Why this priority: Preview supports safe change management and must remain usable even when the external service is slow or down.

Independent Test: Starting preview immediately creates a run; once finished, preview outputs are visible and reusable.

Acceptance Scenarios:

  1. Given an admin starts a preview run, When the run completes, Then the UI shows preview results without requiring re-execution.
  2. Given an admin starts a preview/dry-run, When the run executes, Then no write/change is performed against the external system.

Edge Cases

  • Double-clicking an action rapidly
  • Retrying while an identical run is already queued or running
  • External service is unavailable (e.g., throttling or outage)
  • A run gets stuck or exceeds expected duration
  • Permissions change after a run was queued

Requirements (mandatory)

Constitution alignment (required): If this feature introduces any Microsoft Graph calls or any write/change behavior, the spec MUST describe contract registry updates, safety gates (preview/confirmation/audit), tenant isolation, and tests.

Functional Requirements

  • FR-001 Job-only execution: The system MUST execute the following operations via background processing and MUST NOT perform heavy work inline during the interactive request:

    • Capture snapshot
    • Backup set create with capture/sync (when capture is triggered)
    • Restore to Intune
    • Re-run restore
    • Restore dry-run/preview
  • FR-002 Run Records: Each operation start MUST create (or deterministically re-use) a Run Record before the work begins, containing:

    • Tenant identity
    • Initiator identity (user reference or audit reference)
    • Operation type and optional target object reference
    • Status lifecycle: queued → running → (succeeded | failed | partial)
    • Started/finished timestamps
    • Item counts: total / succeeded / failed
    • Safe error code and safe error context (no secrets)
  • FR-003 Progress visibility: While a run is executing, the system MUST:

    • Emit in-app notifications for key state transitions (queued/running/completed/failed)
    • Provide a Run detail view that shows progress (status + item counts)
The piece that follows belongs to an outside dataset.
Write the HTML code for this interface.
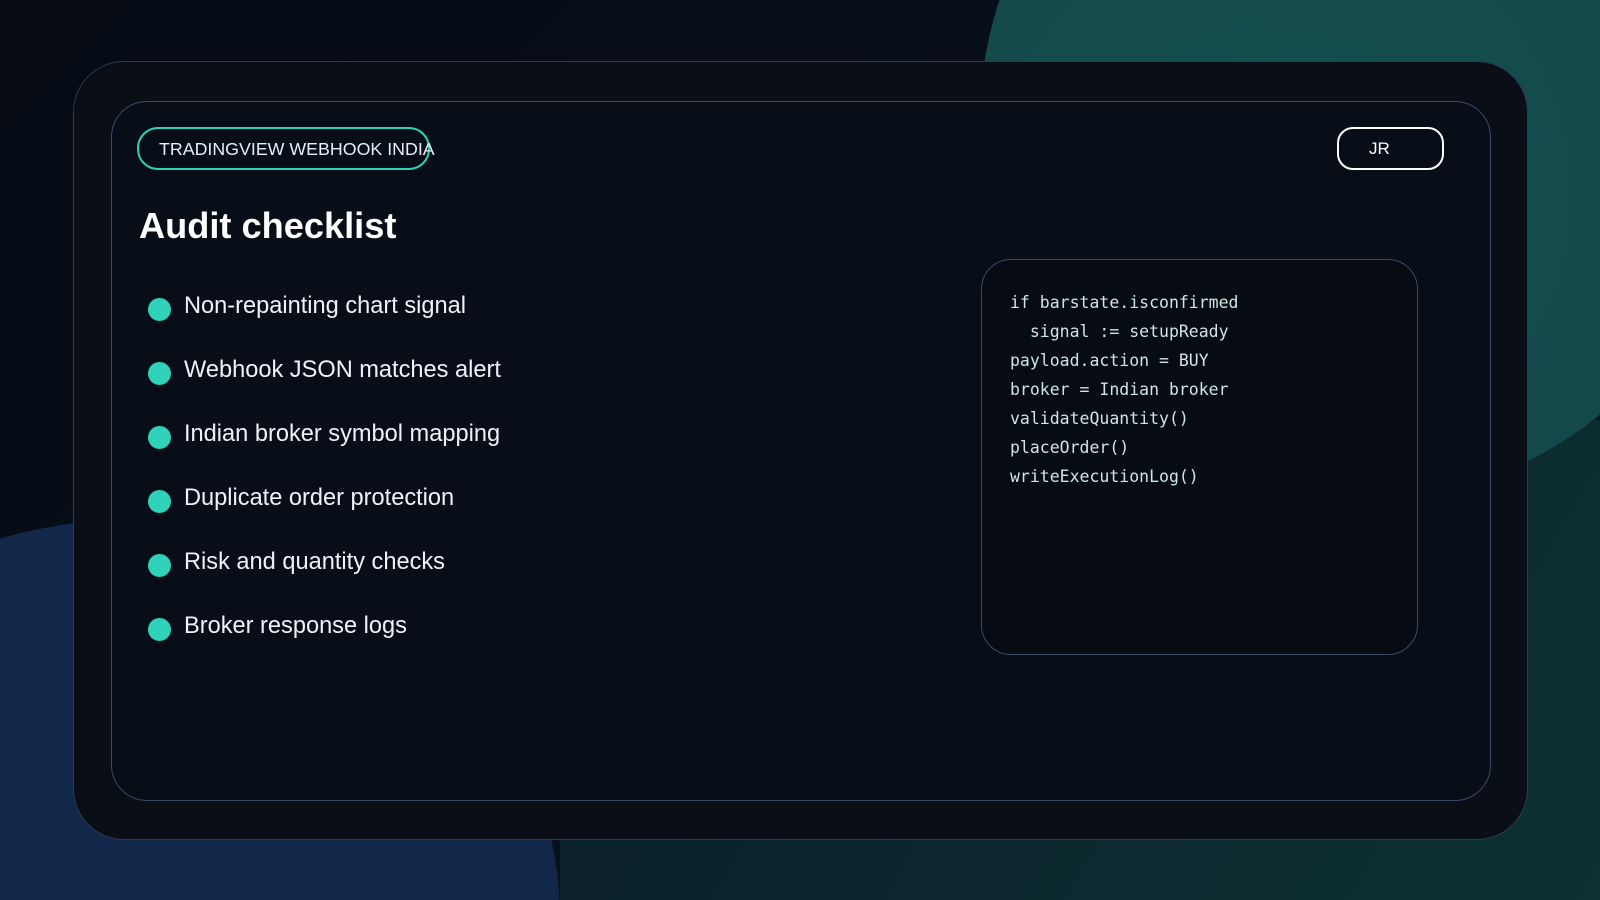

    Phase 1 does not require a global progress widget. Phase 2 MUST add a global progress widget, required for all run types.

  • FR-004 Idempotency & concurrency control: The system MUST prevent uncontrolled duplicate execution due to double-clicks/retries by enforcing a deterministic de-duplication rule keyed by (tenant + operation type + target object) or (tenant + run id). When an identical run is already queued/running, the UI MUST show “already queued/running” and link to the existing run.

    Clarification: For an identical start attempt while a run is queued or running, the system MUST re-use the existing Run Record and MUST NOT create a new run. A new run MAY be started only after the existing run reaches a terminal state.

    Clarification: For Phase 1, the default de-duplication key is (tenant + operation type + target object id).

  • FR-005 Deterministic outcome persistence: The system MUST persist per-item outcomes for operations that act on multiple items, including status and a safe error summary, so results can be viewed later without relying on logs.

    Clarification: In Phase 1, “item” refers to the internal DB record being acted on (e.g., a restore/backup item row). Counts (total/succeeded/failed) MUST be derived from these persisted item results.

  • FR-006 Tenant isolation & authorization: Run visibility and execution MUST be tenant-scoped. Only authorized admins can start operations, and users MUST NOT be able to view or start runs across tenants.

  • FR-007 Safety rules: Preview/dry-run MUST be safe (no writes). Live restore MUST remain guarded with explicit confirmation and an auditable trail consistent with existing safety practices.

  • FR-008 Resilience (Post-MVP / Phase 2): The system MUST handle external service throttling/outages gracefully, including retries with backoff when appropriate, and MUST end runs in a clear terminal state (failed/partial) rather than silently failing.

    Note: MVP/Phase 1 relies on existing retry behavior where present; standardized backoff + jitter hardening is scheduled post-MVP.

  • FR-009 Safe logging & data minimization: The system MUST NOT store secrets/tokens in Run Records, notifications, or error contexts. Error context MUST be limited to a defined, safe set of fields.

Acceptance Checks

  • Starting any in-scope operation returns quickly with a queued Run Record link.
  • A Run Record always exists before background work begins and reaches a terminal state.
  • Phase 1 does not support canceling runs.
  • Progress and state changes are visible via Run detail view and in-app notifications.
  • Phase 2 adds a global progress widget for all run types.
  • Duplicate start attempts for the same tenant + operation + target do not create uncontrolled duplicate execution.
  • Duplicate start attempts for the same tenant + operation + target while a run is queued/running re-use the existing run and link to it.
  • Item-level outcomes and safe error summaries are viewable after completion.
  • Run counts reflect persisted internal item results.
  • Preview/dry-run never performs writes.
  • Unauthorized users cannot start runs for a tenant they do not belong to.
  • Users cannot list/view run records across tenants.
  • Live restore creates an auditable event linked to the run.

Key Entities (include if feature involves data)

  • Run Record: A tenant-scoped record representing one started operation and its lifecycle, progress, and summary outcome.
  • Run Item Result: A tenant-scoped record representing the outcome for a single item processed as part of a Run Record.
  • Notification Event: A tenant-scoped event surfaced to the admin UI to communicate run state changes.

Success Criteria (mandatory)

Measurable Outcomes

  • SC-001: For 95% of operation starts, the UI confirms “queued” within 2 seconds.
  • SC-002: Double-clicking an operation start results in at most one queued/running run for the same tenant + operation + target.
  • SC-003: 99% of runs end in a clear terminal state (succeeded/failed/partial) with a human-readable summary.
  • SC-004: Admins can locate the latest run status for an operation in under 30 seconds without requiring access to system logs.

Note: “canceled” is reserved for Phase 2+ (Phase 1 has no cancel support).

Assumptions

  • This feature builds on the UI safety constraints from 048: admin pages must remain usable even when the external service API is unavailable.
  • Run Records and item results are retained long enough to support operational troubleshooting and audits, with retention managed as a separate policy.